Good luck - let us know how you get on.
 
Hi there

Geeg was interested in your comments above, as I did my first nail biter a couple of weeks ago. She had no free edge whatsoever and it was impossible to shape the edge, but I did the best I could. The nail plate was 1/4 the size of mine, so tiny. I managed to get some tips on but found it quite difficult to really blend in some of them because of the bulbous flesh (I did preblend) and tiny nail plates, this meant that there was too much white for my liking, she seemed pleased but I would have preferred more pink than white. What can you do in this situation? I do have some flawless pink but I've never used it - I guess flawless would have made a difference by hiding the line between Z1 and 2, and making the nail plate seem longer?

Deb379
 
Debs

our nail biter's scheme is as follows
week 1 - cuticle treatment - if required - (to help tame those rock hard cuticles, client takes oil home and slaps loads on to soften them
week 2 - apply extensions
weeks3-7 weekly maintenance to catch any probs asap so biters don't have a chance to get their teeth into them!
week 8 - a. switch to fortnightly infills
or b. remove and apply a full set on newly grown out nail plates, (once they have grown out the true size of the nail plate is allowed to reveal itself giving you a firm foundation to build on, and providing a much better set than the first) and then switch to fortnightly infills.

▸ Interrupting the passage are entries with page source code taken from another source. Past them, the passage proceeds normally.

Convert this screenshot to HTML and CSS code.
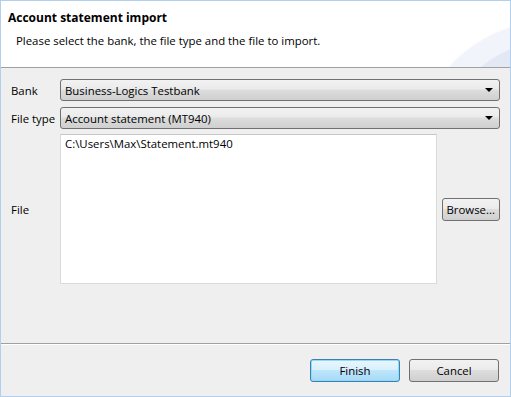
FILE: index.html
```html
<!DOCTYPE html>
<html lang="en">
<head>
    <meta charset="UTF-8">
    <title>Account statement import</title>
    <link rel="stylesheet" href="styles.css">
</head>
<body>
    <div class="window">
        <div class="banner">
            <div class="banner-title">Account statement import</div>
            <div class="banner-text">Please select the bank, the file type and the file to import.</div>
        </div>

        <div class="form">
            <label class="lbl">Bank</label>
            <div class="combo span2">
                <span>Business-Logics Testbank</span>
                <span class="arrow"></span>
            </div>

            <label class="lbl">File type</label>
            <div class="combo span2">
                <span>Account statement (MT940)</span>
                <span class="arrow"></span>
            </div>

            <label class="lbl">File</label>
            <div class="filebox">C:\Users\Max\Statement.mt940</div>
            <button class="btn">Browse...</button>
        </div>

        <div class="footer">
            <button class="btn btn-wide btn-default">Finish</button>
            <button class="btn btn-wide">Cancel</button>
        </div>
    </div>
</body>
</html>
```

FILE: styles.css
```css
body {
    margin: 0;
    font-family: "Open Sans", "Liberation Sans", sans-serif;
    font-size: 11.4px;
    color: #000;
}

.window {
    width: 511px;
    height: 397px;
    box-sizing: border-box;
    border: 1px solid #b3cfee;
    background: #efefef;
    display: flex;
    flex-direction: column;
}

.banner {
    height: 67px;
    flex-shrink: 0;
    box-sizing: border-box;
    padding: 8px 0 0 7px;
    background: radial-gradient(ellipse 190px 130px at 570px 115px, #e3e8f5 60%, transparent 61%),
                radial-gradient(ellipse 240px 180px at 570px 125px, #f2f4fb 60%, transparent 61%),
                #fff;
    border-bottom: 1px solid #a0a0a0;
}

.banner-title {
    font-weight: bold;
    font-size: 12px;
    line-height: 18px;
}

.banner-text {
    padding: 6px 0 0 8px;
    line-height: 16px;
}

.form {
    display: grid;
    grid-template-columns: 44px 377px 58px;
    column-gap: 5px;
    row-gap: 6px;
    padding: 11px 0 0 10px;
    align-items: center;
    flex: 1;
    align-content: start;
}

.lbl {
    white-space: nowrap;
}

.span2 {
    grid-column: span 2;
}

.combo {
    height: 22px;
    box-sizing: border-box;
    border: 1px solid #707070;
    border-radius: 3px;
    background: linear-gradient(#f2f2f2 0%, #ebebeb 45%, #dddddd 50%, #cfcfcf 100%);
    display: flex;
    align-items: center;
    justify-content: space-between;
    padding: 0 6px 0 4px;
}

.arrow {
    width: 0;
    height: 0;
    border-left: 4px solid transparent;
    border-right: 4px solid transparent;
    border-top: 4px solid #000;
}

.filebox {
    height: 150px;
    box-sizing: border-box;
    background: #fff;
    border: 1px solid #dadada;
    border-top-color: #c6c6c6;
    padding: 1px 0 0 4px;
    margin-top: -1px;
    line-height: 16px;
}

.btn {
    font-family: inherit;
    font-size: 11.4px;
    color: #000;
    height: 23px;
    padding: 0 4px;
    border: 1px solid #707070;
    border-radius: 3px;
    background: linear-gradient(#f2f2f2 0%, #ebebeb 45%, #dddddd 50%, #cfcfcf 100%);
    justify-self: end;
}

.footer {
    border-top: 1px solid #a0a0a0;
    height: 52px;
    flex-shrink: 0;
    display: flex;
    justify-content: flex-end;
    align-items: center;
    gap: 9px;
    padding-right: 11px;
    box-shadow: inset 0 1px 0 #fff;
}

.btn-wide {
    width: 90px;
}

.btn-default {
    border-color: #3c7fb1;
    background: linear-gradient(#eaf6fd 0%, #d9f0fc 45%, #bee6fd 50%, #a7d9f5 100%);
    box-shadow: inset 0 0 0 1px #8fdcf8;
}
```
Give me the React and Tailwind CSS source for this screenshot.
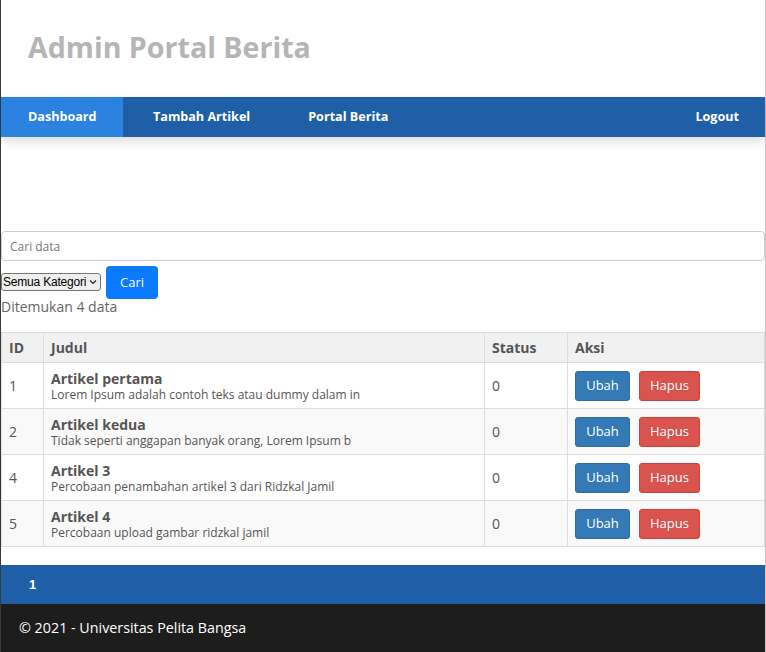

Hope this is what you meant hun.
 
Hi Sarah

Not I had to put tips on because it was for her 18th. Did it OK and she was really pleased. and I have advised her to come every week for maintenance until they have grown

Deb379
 
Deb379 said:
Hi there

Geeg was interested in your comments above, as I did my first nail biter a couple of weeks ago. She had no free edge whatsoever and it was impossible to shape the edge, but I did the best I could. The nail plate was 1/4 the size of mine, so tiny. I managed to get some tips on but found it quite difficult to really blend in some of them because of the bulbous flesh (I did preblend) and tiny nail plates, this meant that there was too much white for my liking, she seemed pleased but I would have preferred more pink than white. What can you do in this situation? I do have some flawless pink but I've never used it - I guess flawless would have made a difference by hiding the line between Z1 and 2, and making the nail plate seem longer?

Deb379
Flawless is the powder for building in the illusion of a longer plate ... as you rightly said, it does disguise where the actual free edge line is and lets you place it where the proportion looks best.

It is worth trying it out first on some tips to get the feel of it. It must be applied and pushed back towards the eponychium leaving a thin layer that the next bead is applied and pulled over (like the shingles on a house. If you don't get used to this technique then you will get lines where one zone meets the other.

It is also worth noting that it IS opaque and if the colour does not match the clients skin tone, the 'peachy' colour of the base powder can look not so nice. I mix a little 'cobalt blue' into the powder for anyone with a bluey based skin and it looks lovely ( if I was mixing it - 1/20th blue to 20 parts flawless).